審査員のアドバイスストーリーはひと通りできているが、正直物足りない。バトルに不欠つな善悪、もしくは信念の対立がすっぽり抜けている。根幹が恋愛であってもバトルの皮を被せる以上、ここは外してはいけないポイント。手癖で描いている感があるが絵はかなり上手。老若男女の描き分けがやや弱いので要改善。総合的には上手いので、今後はもっと「自分のセールスポイント」「自分の描きたいモノ」をしっかりと追求すると良いかと。

編集部のコメント絵柄が可愛らしく、見やすく分かりやすい画面作りができていた。天使と悪魔の設定が何も明かされないので、戦い自体に意味を持たせることができていないのが惜しい。

最終候補 賞金10万円

【ショート部門】愛しのシスター 16P
けい 19/京都

あらすじ「極道が入ったら帰ってこれない」と噂の教会の調査に出向いたアキヒト。優しいシスターに迎えられ中に入ると、そこにはいくつもの死体があった…。

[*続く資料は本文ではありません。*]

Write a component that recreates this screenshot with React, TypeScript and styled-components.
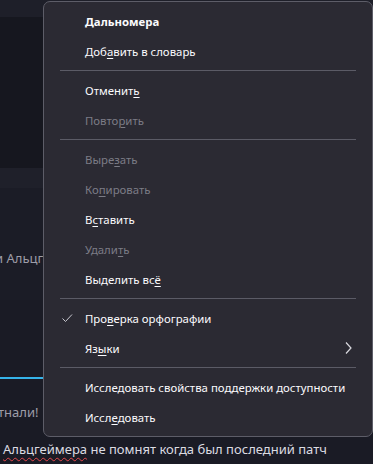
import styled, { createGlobalStyle } from 'styled-components';

const GlobalStyle = createGlobalStyle`
	html, body {
		margin: 0;
		padding: 0;
		background: #1a1b25;
		overflow: hidden;
	}
	#root {
		width: 373px;
		height: 464px;
	}
`;

const Page = styled.div`
	position: relative;
	width: 373px;
	height: 464px;
	display: flex;
	flex-direction: column;
	overflow: hidden;
	font-family: 'Noto Sans', 'Open Sans', sans-serif;
`;

const Band = styled.div<{ $h: number; $bg: string; $top?: number }>`
	height: ${(p) => p.$h}px;
	box-sizing: border-box;
	flex-shrink: 0;
	background: ${(p) => p.$bg};
	padding-top: ${(p) => p.$top ?? 0}px;
	overflow: hidden;
`;

const GhostText = styled.div<{ $shift: number }>`
	margin-left: ${(p) => p.$shift}px;
	color: #9d9da8;
	font-size: 13px;
	line-height: 18px;
	white-space: nowrap;
`;

const AccentLine = styled.div`
	height: 2px;
	flex-shrink: 0;
	background: #35b3e9;
`;

const ChatLine = styled.div`
	flex: 1;
	display: flex;
	align-items: center;
	padding-left: 3px;
	padding-bottom: 3px;
	color: #dcdce2;
	font-size: 13px;
	white-space: nowrap;
`;

const Misspelled = styled.span`
	text-decoration: underline wavy #e5484d;
	text-decoration-thickness: 1px;
	text-underline-offset: 3px;
`;

const Menu = styled.div`
	position: absolute;
	z-index: 10;
	left: 43px;
	top: 1px;
	width: 330px;
	box-sizing: border-box;
	padding: 4px 0;
	background: #2b2a33;
	border: 1px solid #5d5d68;
	border-radius: 7px;
	font-family: 'Noto Sans', 'Open Sans', sans-serif;
	font-size: 11.4px;
	color: #fbfbfe;
`;

const Item = styled.div<{ $disabled?: boolean; $bold?: boolean }>`
	position: relative;
	height: 30px;
	display: flex;
	align-items: center;
	padding-left: 41px;
	padding-right: 16px;
	color: ${(p) => (p.$disabled ? '#7c7c86' : '#fbfbfe')};
	font-weight: ${(p) => (p.$bold ? 700 : 400)};
	white-space: nowrap;
`;

const Key = styled.span`
	text-decoration: underline;
	text-decoration-thickness: 1px;
	text-underline-offset: 2px;
`;

const Separator = styled.div`
	height: 1px;
	margin: 4px 16px;
	background: #5b5b66;
`;

const CheckMark = styled.svg`
	position: absolute;
	left: 17px;
	top: 9px;
`;

const Chevron = styled.svg`
	margin-left: auto;
	margin-right: 3px;
`;

const Check = () => (
	<CheckMark width="12" height="12" viewBox="0 0 12 12">
		<polyline points="1.5,6.5 4.5,9.5 11,2.5" fill="none" stroke="#c8c8d0" strokeWidth="1" />
	</CheckMark>
);

const Arrow = () => (
	<Chevron width="10" height="14" viewBox="0 0 10 14">
		<polyline points="3,1.5 8,7 3,12.5" fill="none" stroke="#d8d8de" strokeWidth="1.2" />
	</Chevron>
);

const App = () => {
	return (
		<>
			<GlobalStyle />
			<Page>
				<Band $h={17} $bg="#1e1f29" />
				<Band $h={151} $bg="#16171f" />
				<Band $h={20} $bg="#1f202a" />
				<Band $h={112} $bg="#1b1c26" $top={61}>
					<GhostText $shift={-5}>и Альцгеймера</GhostText>
				</Band>
				<Band $h={77} $bg="#1a1b25" />
				<AccentLine />
				<Band $h={58} $bg="#1a1b25" $top={24}>
					<GhostText $shift={-2}>тнали!</GhostText>
				</Band>
				<ChatLine>
					<Misspelled>Альцгеймера</Misspelled>&nbsp;не помнят когда был последний патч
				</ChatLine>

				<Menu>
					<Item $bold>Дальномера</Item>
					<Item>
						Доб<Key>а</Key>вить в словарь
					</Item>
					<Separator />
					<Item>
						Отменит<Key>ь</Key>
					</Item>
					<Item $disabled>
						Повто<Key>р</Key>ить
					</Item>
					<Separator />
					<Item $disabled>
						Выре<Key>з</Key>ать
					</Item>
					<Item $disabled>
						Ко<Key>п</Key>ировать
					</Item>
					<Item>
						В<Key>с</Key>тавить
					</Item>
					<Item $disabled>
						Удали<Key>т</Key>ь
					</Item>
					<Item>
						Выделить вс<Key>ё</Key>
					</Item>
					<Separator />
					<Item>
						<Check />
						Про<Key>в</Key>ерка орфографии
					</Item>
					<Item>
						Яз<Key>ы</Key>ки
						<Arrow />
					</Item>
					<Separator />
					<Item>Исследовать свойства поддержки доступности</Item>
					<Item>
						Иссл<Key>е</Key>довать
					</Item>
				</Menu>
			</Page>
		</>
	);
};

export default App;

審査員のアドバイスコメディにしたいのかドラマにしたいのか、ちょっと中途半端。起承転結でまとまっているが、ここまでを起承として転結へと展開した方がもっと面白く出来たかと。次は倍以上のページ数の作品に期待。漫画的魅せ方はとても上手。特にキャラの表情が上々。対してデッサンや背景処理などの基本的な画力が全く追い付いていない。基礎勉強に力を入れてしっかりと底上げすれば極上の絵柄に化けるかも。

編集部のコメント短いページ数に驚きとフェチを詰め込んだインパクトの強い作品。このままでは多くの読者には伝わらない部分も多いので、まずはキャラクターの考えていることが分かるように丁寧に描写を重ねてほしい。

最終候補 賞金10万円

【ショート部門】カエル化現象 13P
腹田ダラハ 18/神奈川

あらすじ「カエルに見える」という理由で恋人を振った女子高生の西本。なぜカエルに見えたのかも分からないまま、周囲の人間が次々とカエルになっていく…。

審査員のアドバイスコメディかと読み進めると途中から段々雲行きが怪しくなり、不条理に結末する。狙って描いたのならなかなかの策士。なのだが、不条理系には「理解が及ばなくても何となく納得させる説得力」=高い画力が不可欠。今作はそれが多分に足りなかった。センスは凄く良いし、まだ若いので画力を鍛えながら、不条理系、ホラー、オカルトなど様々な面白さに挑戦してみて下さい。

編集部のコメント周囲の人間がカエルに変わっていく気持ちの悪さや怖さをよく表現できていた。「カエルに見える」という一点突破にしても、解釈の余地やテーマの掘り下げがあればより満足感のある作品になったはず。

最終候補 賞金10万円

ナベとニナ 23P
みくろかるぱ 24/神奈川

あらすじいつかヒーローが下界から自分を救い外に連れ出してくれると信じる少年・ナベは、ゴミ拾いの仕事中に、遠くの城に帰りたいと言う少年・ニナと出会う。

審査員のアドバイスストーリと世界観と必要な情報だけを的確に選りすぐりまとめていて上手い。ほぼ会話劇でまとまっていて起伏に乏しいのが惜しい。次はページを増やしてもっと活劇的な魅力を出すところに挑戦して欲しい。雰囲気のあるいい絵だが、何を描いているのか、何が描かれているのか正直分かりづらい。要努力、要改善。「門の向こうは戦争世界」、これを絵でしっかりと魅せられていたら、この作品の魅力は格段に上がっていた。

編集部のコメント優しい雰囲気がつくれており、最小限の情報で世界設定や状況を伝えるセンスもある。ただ、その状況がドラマに繋がる前に物語が終わってしまった印象。

最終候補まであと一歩の作品

  • 超常想像記 51P 細見壮一郎 19
    アイデアが面白い。複雑な設定を表現しきれなかった印象。
  • 忍者とちょこれゐと 45P 夏猫日槌 27
    軽快で読み易いが肝心の忍者が活きていなかったのが惜しい。
  • 半血のヴァンビ 31P 牧野将道 23
    いい絵のシーンがいくつかあったが、設定にやや無理がある。
  • イチジクの台本 52P アキヒコ 33
    掛け合いが面白いものの、作中の解決策に説得力が足りない。